Olofson told the House panel’s investigations and oversight subcommittee that Global’s former chief executive, Tom Casey, misled financial analysts about deals in the first two quarters of 2001 in which Global swapped network transmission capacity with rivals to artificially boost revenue.
“I was very surprised to hear ... Tom Casey unequivocally state [to investment analysts] that there were no swaps in the quarter,’ ” Olofson said. “There was a general sense of uneasiness about these swap transactions.”
Opening a full day of testimony, Subcommittee Chairman Rep. James C. Greenwood (R.-Pa.) said deals consummated by Global Crossing and fellow telecom provider Qwest Communications International Inc. were questionable, coming at a time when the once-booming telecommunications market was imploding.
“Were these capacity swap transactions undertaken to respond to new business opportunities, or were they merely designed to provide the appearance of expanding business and growing revenues?” he said. “Evidence uncovered by this committee’s investigation suggests that the latter is true.”
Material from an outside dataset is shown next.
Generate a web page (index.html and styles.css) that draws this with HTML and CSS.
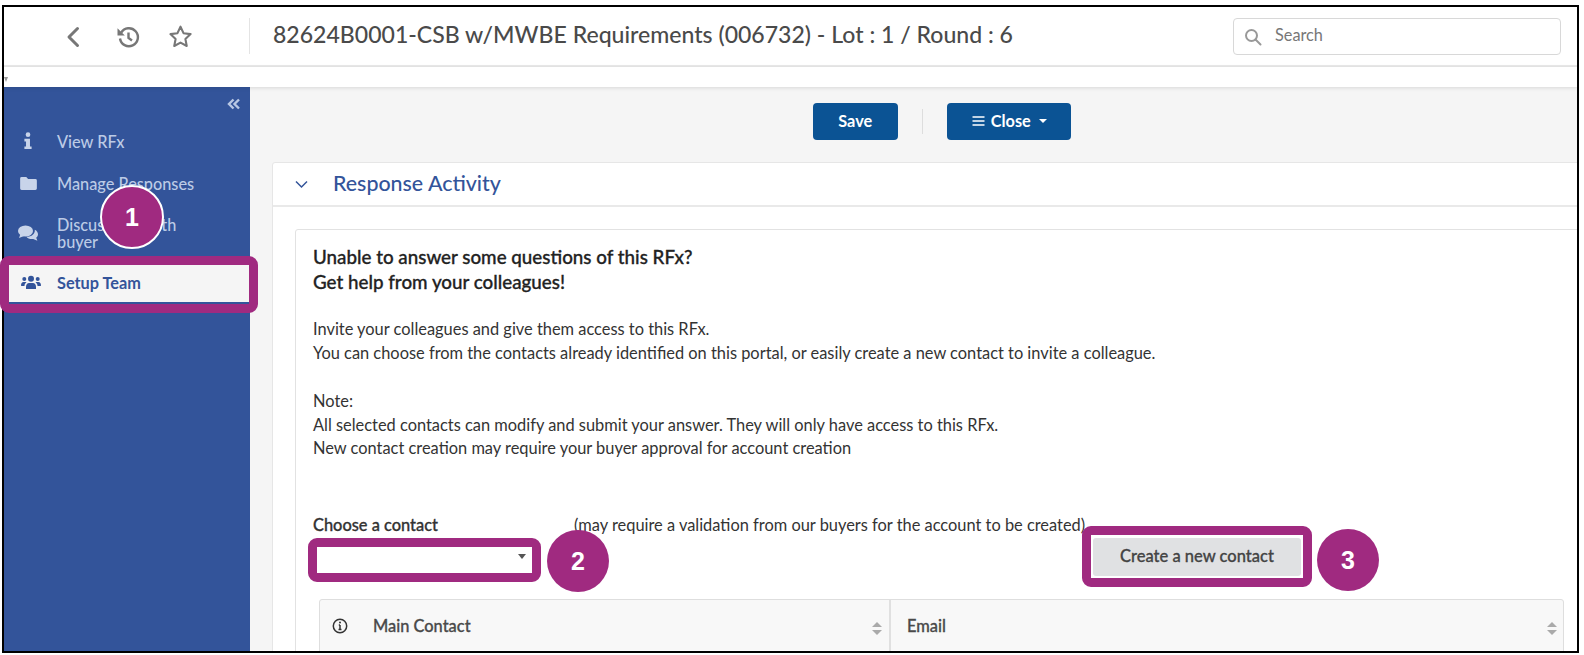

Officials of the companies were desperate to maintain their highflying images so that top executives could sell off their stocks before the true financial health of the companies became known, panel investigators believe.
Winnick, for instance, who has led Global since its founding in 1997, sold nearly 10 million shares of his company’s stock for $124 million in May 2001 just as the e-mails released Tuesday were informing top officials of Global’s dire financial condition.
In an interview after Tuesday’s session, Greenwood expressed satisfaction that his subcommittee was beginning to get to the bottom of a series of financial scandals in the telecommunications industry that has rocked Wall Street investors and Main Street pensioners.
“The Mr. Winnicks of the world made millions and millions of dollars and Mr. and Mrs. America got creamed,” he added.
Global Crossing officials declined to comment on the newly released e-mails or the specifics of Tuesday’s testimony, but a spokeswoman said the company “has actively cooperated” with the committee investigation since March and is “eager to resolve these inquiries and will continue to cooperate. “
Officials from Qwest, which provides local phone service in 14 Western states, also declined to comment on Tuesday’s testimony. The company will “continue to cooperate” with the panel’s investigation, spokesman Tyler Gronbach said. The e-mails and testimony from Olofson and the other witnesses will lay the foundation for an Oct. 1 hearing, at which Winnick and former Qwest Chief Executive Joseph Nacchio have been asked to testify. They are expected to be grilled about whether accounting decisions and business deals at their respective companies were aimed at camouflaging the deteriorating financial condition at Qwest and Global while top executives sold off shares.
In addition, Qwest board member and former Chairman Philip Anschutz, the telephone company’s largest shareholder, may be called to testify before the panel, according to committee spokesman Ken Johnson.
Although most of the witnesses who appeared Tuesday volunteered to testify and were considered “friendly” to the panel’s probe, they sometimes engaged in finger-pointing and contradicted each other on key issues.
Under questioning Tuesday afternoon from Rep. W.J. “Billy” Tauzin (R-La.), Kym Smiley, former director of strategic negotiations for Qwest, disputed claims from Global Crossing witnesses that Qwest’s capacity swaps were contingent upon secret oral side agreements that gave the company more flexibility to treat the deals as capital expenses, allowing the company to hide losses.
“Are you saying Qwest and Global Crossing disagree over what oral assurances were given?” Tauzin said.
“I do not believe there was a verbal agreement,” Smiley said. “I have no personal knowledge of a verbal agreement.”
Panel members also questioned former Qwest Chief Financial Officer Robin Szeliga, now a Qwest executive vice president, about whether the company retaliated against investment banking firm Morgan Stanley for a negative research report on Qwest by not using Morgan Stanley’s financial management services.
The panel released copies of Szeliga’s notes from a June 2001 meeting at which officials agreed to “quietly close Morgan Stanley out of the company” after the critical note about Qwest. Qwest never again gave significant business to Morgan Stanley, Szeliga told the panel.
Several witnesses said they believed to the end that the telecommunications market would rebound and that more transmission capacity would be needed.
“Most of these transactions were very good transactions,” said Robin Wright, former vice president of carrier sales at Global. She was among investors who bought more Global shares even as the telecom market was showing signs of a free fall, she said. “I lost too,” Wright said.
In Tuesday trading, Qwest shares fell 18 cents to $2.61 on the New York Stock Exchange.